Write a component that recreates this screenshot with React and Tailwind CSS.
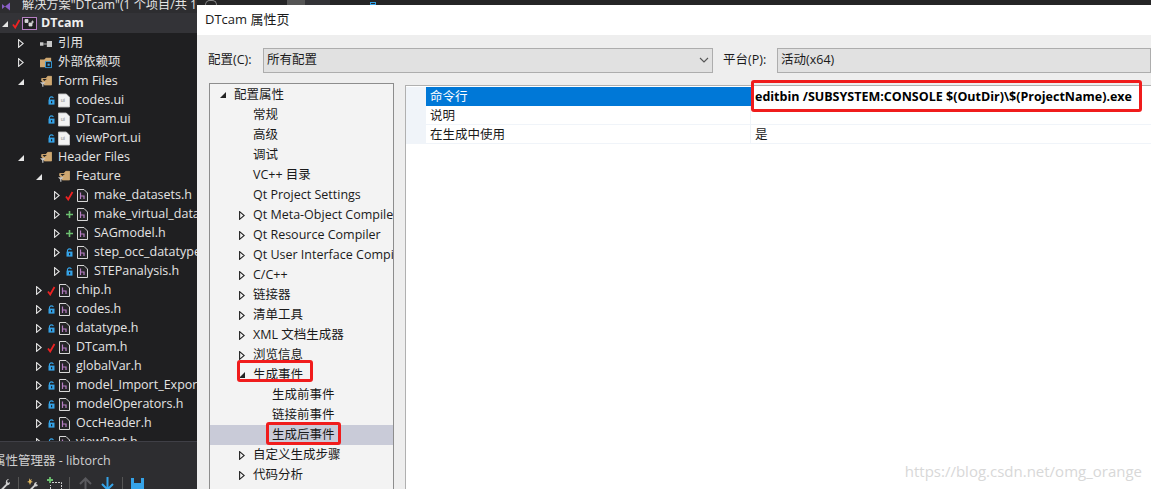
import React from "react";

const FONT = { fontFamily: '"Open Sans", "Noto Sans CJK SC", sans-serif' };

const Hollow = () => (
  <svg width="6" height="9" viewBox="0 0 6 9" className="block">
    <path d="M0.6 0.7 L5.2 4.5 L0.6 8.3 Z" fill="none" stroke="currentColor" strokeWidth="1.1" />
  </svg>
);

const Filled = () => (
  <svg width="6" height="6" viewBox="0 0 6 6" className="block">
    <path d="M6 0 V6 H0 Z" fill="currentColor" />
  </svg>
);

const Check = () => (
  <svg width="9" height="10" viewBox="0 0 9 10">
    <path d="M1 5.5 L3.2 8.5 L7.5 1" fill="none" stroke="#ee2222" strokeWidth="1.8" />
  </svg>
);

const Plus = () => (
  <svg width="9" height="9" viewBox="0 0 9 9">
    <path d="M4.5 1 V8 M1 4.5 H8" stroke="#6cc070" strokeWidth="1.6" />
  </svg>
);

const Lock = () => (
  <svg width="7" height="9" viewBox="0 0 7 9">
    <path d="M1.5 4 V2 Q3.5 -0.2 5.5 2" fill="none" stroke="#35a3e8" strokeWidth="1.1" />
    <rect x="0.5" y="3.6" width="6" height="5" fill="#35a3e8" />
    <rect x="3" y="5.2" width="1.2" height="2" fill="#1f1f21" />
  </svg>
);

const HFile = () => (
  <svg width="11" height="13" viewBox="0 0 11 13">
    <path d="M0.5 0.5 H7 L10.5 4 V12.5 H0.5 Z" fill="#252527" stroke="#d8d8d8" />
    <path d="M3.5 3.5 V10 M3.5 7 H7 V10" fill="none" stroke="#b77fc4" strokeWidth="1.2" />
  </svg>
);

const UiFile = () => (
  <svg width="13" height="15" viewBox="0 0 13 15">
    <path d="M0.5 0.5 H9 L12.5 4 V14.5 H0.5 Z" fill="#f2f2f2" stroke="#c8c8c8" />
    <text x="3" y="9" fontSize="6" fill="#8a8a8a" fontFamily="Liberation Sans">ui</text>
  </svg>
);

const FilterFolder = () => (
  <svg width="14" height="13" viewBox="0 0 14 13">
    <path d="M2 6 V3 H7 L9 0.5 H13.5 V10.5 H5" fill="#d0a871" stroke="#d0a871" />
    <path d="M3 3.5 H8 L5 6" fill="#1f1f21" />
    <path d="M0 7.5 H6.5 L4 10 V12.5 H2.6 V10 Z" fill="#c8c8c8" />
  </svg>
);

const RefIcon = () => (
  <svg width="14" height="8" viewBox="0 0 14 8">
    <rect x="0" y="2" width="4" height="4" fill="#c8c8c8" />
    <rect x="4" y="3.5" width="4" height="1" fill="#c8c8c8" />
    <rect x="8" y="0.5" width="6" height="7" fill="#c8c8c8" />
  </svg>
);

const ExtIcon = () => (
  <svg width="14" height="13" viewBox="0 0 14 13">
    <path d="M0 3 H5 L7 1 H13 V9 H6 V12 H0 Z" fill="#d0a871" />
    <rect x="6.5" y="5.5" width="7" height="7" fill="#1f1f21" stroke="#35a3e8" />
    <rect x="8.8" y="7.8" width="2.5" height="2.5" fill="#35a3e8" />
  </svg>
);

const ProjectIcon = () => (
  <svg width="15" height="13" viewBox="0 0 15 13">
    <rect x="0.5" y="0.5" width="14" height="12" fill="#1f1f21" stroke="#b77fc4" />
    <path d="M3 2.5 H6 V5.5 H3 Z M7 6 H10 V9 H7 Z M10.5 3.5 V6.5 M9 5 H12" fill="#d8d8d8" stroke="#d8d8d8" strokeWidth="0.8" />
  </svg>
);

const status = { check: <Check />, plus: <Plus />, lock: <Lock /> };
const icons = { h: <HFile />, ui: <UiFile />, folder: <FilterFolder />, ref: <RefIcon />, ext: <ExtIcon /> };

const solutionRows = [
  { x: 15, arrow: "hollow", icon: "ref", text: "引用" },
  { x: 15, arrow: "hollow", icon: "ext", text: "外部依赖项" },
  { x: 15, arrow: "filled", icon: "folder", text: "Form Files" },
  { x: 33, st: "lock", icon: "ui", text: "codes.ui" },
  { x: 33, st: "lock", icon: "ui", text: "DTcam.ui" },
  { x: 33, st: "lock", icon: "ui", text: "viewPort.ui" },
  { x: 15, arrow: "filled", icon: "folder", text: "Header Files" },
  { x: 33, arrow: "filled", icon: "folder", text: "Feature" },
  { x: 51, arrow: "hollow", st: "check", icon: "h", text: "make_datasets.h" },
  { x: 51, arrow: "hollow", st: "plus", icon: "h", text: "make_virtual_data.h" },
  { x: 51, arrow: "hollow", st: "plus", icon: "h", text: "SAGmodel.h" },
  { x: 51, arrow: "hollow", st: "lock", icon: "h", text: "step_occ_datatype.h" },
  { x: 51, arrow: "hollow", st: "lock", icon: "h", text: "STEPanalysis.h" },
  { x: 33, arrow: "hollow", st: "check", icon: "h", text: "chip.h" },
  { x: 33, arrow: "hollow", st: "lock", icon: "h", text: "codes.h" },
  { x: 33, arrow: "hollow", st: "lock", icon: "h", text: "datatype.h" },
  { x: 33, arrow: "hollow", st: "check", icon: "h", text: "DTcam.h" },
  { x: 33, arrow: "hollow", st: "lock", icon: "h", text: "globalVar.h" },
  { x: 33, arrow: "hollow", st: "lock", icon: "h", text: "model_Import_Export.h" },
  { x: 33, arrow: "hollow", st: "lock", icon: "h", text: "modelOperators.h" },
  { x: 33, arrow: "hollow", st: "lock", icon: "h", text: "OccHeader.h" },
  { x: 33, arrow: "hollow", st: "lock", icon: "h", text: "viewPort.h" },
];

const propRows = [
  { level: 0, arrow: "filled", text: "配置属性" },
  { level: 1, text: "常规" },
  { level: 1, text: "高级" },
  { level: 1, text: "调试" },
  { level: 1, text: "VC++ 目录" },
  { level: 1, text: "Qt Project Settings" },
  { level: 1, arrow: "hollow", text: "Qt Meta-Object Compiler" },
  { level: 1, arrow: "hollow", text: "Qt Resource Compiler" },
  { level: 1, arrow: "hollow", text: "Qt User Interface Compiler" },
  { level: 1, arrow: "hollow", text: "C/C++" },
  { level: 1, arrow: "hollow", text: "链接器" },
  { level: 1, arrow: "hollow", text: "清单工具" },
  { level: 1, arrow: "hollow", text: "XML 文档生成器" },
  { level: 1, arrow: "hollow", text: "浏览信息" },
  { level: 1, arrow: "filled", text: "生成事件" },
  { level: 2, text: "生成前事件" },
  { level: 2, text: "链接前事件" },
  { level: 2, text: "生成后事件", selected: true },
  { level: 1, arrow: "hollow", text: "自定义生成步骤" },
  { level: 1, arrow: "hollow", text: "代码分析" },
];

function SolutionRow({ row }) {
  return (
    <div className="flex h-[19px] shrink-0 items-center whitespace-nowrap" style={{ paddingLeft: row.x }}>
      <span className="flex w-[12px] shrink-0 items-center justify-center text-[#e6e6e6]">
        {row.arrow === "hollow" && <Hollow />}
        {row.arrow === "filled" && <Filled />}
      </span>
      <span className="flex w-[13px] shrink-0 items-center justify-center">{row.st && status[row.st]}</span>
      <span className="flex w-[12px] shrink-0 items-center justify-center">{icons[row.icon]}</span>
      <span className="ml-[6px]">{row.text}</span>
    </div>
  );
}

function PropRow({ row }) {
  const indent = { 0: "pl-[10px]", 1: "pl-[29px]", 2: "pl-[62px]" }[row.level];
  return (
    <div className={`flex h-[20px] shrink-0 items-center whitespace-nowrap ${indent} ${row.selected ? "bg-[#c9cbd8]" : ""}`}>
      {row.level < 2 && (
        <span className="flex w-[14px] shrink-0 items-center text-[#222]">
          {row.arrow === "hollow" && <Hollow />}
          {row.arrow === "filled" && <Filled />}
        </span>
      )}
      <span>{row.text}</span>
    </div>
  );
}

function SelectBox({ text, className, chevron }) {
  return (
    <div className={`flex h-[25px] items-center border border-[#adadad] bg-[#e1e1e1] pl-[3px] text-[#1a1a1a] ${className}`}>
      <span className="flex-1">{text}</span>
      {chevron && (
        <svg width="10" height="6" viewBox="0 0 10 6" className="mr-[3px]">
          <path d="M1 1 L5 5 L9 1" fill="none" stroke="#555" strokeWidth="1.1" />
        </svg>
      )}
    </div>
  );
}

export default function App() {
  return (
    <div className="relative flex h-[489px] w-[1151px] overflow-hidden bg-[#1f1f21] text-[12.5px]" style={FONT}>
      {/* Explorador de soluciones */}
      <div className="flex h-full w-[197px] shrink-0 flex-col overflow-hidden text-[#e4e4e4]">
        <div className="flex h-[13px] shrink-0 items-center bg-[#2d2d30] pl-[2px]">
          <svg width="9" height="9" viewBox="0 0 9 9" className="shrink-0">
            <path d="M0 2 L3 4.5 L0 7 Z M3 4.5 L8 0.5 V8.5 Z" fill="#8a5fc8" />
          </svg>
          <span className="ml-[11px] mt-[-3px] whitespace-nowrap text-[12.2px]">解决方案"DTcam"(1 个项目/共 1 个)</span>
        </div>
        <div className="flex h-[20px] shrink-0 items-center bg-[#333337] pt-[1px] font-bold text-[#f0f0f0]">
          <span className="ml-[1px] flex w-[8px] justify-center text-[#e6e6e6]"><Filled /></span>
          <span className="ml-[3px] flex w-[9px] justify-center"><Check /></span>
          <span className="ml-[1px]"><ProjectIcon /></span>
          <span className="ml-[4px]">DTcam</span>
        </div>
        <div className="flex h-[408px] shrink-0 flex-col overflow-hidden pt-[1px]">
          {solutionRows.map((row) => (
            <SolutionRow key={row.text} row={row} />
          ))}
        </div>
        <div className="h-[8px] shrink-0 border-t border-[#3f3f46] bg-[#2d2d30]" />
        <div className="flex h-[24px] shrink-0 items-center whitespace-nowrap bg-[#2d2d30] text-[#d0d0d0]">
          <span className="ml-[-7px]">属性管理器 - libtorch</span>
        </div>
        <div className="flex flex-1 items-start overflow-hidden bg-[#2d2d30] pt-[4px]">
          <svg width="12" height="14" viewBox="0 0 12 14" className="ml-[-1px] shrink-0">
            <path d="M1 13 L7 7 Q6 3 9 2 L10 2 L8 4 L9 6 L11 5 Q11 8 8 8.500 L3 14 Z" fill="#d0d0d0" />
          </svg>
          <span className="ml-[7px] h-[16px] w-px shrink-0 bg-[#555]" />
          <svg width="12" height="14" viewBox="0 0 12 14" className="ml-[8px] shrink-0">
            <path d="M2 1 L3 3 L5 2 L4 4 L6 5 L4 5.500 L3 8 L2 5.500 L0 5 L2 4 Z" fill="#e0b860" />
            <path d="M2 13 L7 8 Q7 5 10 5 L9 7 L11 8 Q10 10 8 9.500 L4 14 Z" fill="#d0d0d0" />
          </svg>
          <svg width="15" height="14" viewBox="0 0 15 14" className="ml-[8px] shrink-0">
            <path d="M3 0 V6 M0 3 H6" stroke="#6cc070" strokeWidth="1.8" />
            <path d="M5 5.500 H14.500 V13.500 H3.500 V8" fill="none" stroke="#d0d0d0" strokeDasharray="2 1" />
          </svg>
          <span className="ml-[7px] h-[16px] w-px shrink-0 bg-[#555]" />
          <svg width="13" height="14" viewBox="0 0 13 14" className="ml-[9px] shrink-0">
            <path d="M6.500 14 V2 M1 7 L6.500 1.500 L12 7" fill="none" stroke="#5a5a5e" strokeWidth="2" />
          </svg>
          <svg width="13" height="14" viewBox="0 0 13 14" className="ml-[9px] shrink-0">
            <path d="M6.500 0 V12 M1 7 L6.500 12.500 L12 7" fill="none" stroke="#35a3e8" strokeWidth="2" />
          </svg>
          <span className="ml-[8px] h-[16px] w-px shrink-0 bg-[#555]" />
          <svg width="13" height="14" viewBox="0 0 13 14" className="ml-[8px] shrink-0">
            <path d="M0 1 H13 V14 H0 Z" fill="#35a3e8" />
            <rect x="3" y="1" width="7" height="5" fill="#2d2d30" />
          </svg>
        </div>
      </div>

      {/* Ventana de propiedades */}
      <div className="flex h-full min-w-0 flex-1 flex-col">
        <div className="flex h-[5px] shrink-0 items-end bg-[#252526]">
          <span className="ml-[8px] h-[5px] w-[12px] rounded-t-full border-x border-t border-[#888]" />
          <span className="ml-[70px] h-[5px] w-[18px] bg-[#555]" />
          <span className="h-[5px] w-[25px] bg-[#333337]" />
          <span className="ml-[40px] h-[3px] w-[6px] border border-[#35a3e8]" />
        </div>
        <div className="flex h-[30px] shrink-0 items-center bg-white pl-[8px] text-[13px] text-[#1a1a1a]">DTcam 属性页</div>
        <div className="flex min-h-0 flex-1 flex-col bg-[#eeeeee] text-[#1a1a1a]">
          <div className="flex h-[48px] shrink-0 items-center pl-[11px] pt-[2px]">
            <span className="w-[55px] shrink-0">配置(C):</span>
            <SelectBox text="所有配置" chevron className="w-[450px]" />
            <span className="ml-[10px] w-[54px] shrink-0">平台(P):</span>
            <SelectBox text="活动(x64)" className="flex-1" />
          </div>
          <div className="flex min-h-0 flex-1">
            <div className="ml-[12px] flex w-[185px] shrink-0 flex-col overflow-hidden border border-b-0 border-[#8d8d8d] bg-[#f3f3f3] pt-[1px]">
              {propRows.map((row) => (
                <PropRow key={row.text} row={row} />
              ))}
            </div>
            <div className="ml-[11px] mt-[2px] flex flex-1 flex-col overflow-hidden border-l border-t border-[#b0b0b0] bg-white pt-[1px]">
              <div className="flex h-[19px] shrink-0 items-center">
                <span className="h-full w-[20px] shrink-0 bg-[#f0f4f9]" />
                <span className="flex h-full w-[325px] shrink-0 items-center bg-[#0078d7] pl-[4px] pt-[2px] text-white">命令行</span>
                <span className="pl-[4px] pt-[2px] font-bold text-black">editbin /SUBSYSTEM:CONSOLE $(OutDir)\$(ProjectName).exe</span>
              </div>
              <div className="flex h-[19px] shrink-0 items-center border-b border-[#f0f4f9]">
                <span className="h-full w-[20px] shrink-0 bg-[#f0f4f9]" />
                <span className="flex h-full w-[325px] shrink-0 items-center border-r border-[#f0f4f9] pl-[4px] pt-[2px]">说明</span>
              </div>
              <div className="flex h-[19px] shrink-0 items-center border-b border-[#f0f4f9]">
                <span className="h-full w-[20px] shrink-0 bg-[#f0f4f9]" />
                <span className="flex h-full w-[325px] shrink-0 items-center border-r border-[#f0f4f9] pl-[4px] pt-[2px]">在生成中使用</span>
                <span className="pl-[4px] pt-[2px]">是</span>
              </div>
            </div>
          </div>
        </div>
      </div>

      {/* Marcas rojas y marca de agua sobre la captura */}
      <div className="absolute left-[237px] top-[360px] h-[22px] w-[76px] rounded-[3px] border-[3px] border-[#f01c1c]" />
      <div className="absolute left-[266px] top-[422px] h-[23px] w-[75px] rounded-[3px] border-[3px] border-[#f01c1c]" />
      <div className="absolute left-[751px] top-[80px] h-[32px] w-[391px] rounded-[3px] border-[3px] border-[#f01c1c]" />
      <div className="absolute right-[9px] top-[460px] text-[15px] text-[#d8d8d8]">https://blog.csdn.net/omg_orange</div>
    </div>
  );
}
------------------------------------
■ **WHAT THIS TASK INVOLVES**
Copy every line of the data that holds the string "React".

■ **THE COMPLETED TASK**
Write a component that recreates this screenshot with React and Tailwind CSS.
import React from "react";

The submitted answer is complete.